◆ Provided material:

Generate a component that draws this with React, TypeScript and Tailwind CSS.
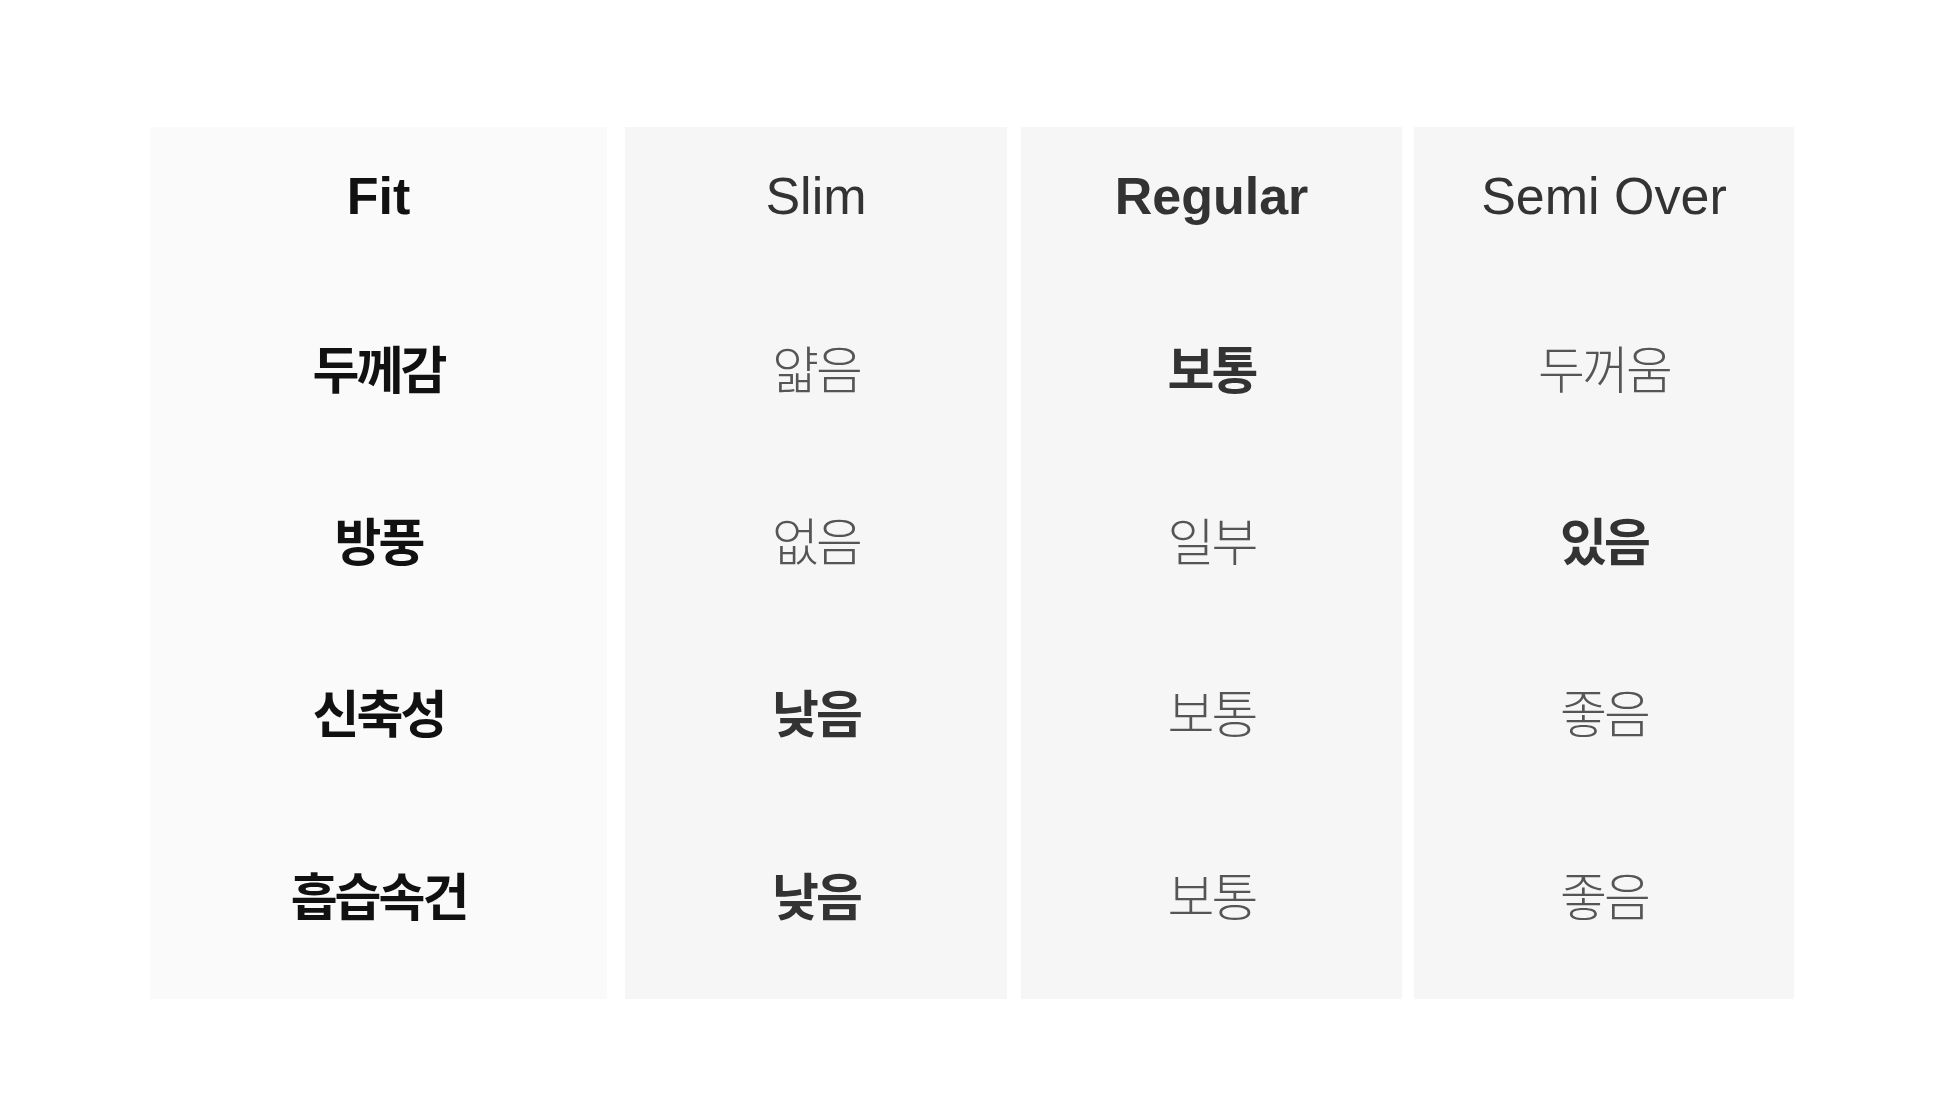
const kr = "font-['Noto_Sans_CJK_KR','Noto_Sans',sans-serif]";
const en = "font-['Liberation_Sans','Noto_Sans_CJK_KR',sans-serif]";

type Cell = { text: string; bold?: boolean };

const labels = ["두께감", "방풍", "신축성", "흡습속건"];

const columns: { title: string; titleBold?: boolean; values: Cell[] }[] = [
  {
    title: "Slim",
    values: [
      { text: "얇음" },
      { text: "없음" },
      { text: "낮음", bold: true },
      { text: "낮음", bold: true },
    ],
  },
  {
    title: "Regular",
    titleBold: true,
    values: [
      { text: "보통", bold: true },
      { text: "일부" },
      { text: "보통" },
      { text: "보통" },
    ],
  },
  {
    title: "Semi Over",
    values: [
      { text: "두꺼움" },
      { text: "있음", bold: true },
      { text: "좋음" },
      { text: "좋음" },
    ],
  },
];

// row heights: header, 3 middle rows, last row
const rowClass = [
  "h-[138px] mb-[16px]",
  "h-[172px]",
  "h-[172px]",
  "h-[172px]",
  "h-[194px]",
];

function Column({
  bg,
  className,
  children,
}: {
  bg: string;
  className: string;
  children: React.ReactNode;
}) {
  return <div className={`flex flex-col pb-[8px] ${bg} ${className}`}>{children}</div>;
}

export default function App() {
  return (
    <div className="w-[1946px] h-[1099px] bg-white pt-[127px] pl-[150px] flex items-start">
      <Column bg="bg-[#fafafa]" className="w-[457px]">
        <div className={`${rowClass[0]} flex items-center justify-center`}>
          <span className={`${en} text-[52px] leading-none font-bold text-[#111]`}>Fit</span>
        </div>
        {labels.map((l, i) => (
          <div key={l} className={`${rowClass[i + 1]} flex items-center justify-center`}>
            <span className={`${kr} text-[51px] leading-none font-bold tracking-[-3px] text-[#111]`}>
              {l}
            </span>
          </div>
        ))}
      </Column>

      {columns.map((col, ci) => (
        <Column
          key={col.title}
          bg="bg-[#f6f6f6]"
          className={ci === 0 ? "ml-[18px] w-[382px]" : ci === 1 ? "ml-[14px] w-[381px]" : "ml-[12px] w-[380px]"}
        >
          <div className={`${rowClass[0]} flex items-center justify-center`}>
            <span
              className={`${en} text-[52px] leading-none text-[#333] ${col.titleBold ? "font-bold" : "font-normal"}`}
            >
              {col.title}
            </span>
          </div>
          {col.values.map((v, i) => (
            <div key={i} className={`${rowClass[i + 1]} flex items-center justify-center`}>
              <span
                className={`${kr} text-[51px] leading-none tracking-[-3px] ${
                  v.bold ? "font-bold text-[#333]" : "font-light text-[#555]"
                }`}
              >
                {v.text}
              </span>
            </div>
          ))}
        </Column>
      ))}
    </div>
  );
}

◆ Given problem: Repeat the listing above exactly from its first line to the line containing "string; bold?: boolean", both included, and omit the pictures.

◆ Expected output:
Generate a component that draws this with React, TypeScript and Tailwind CSS.
const kr = "font-['Noto_Sans_CJK_KR','Noto_Sans',sans-serif]";
const en = "font-['Liberation_Sans','Noto_Sans_CJK_KR',sans-serif]";

type Cell = { text: string; bold?: boolean };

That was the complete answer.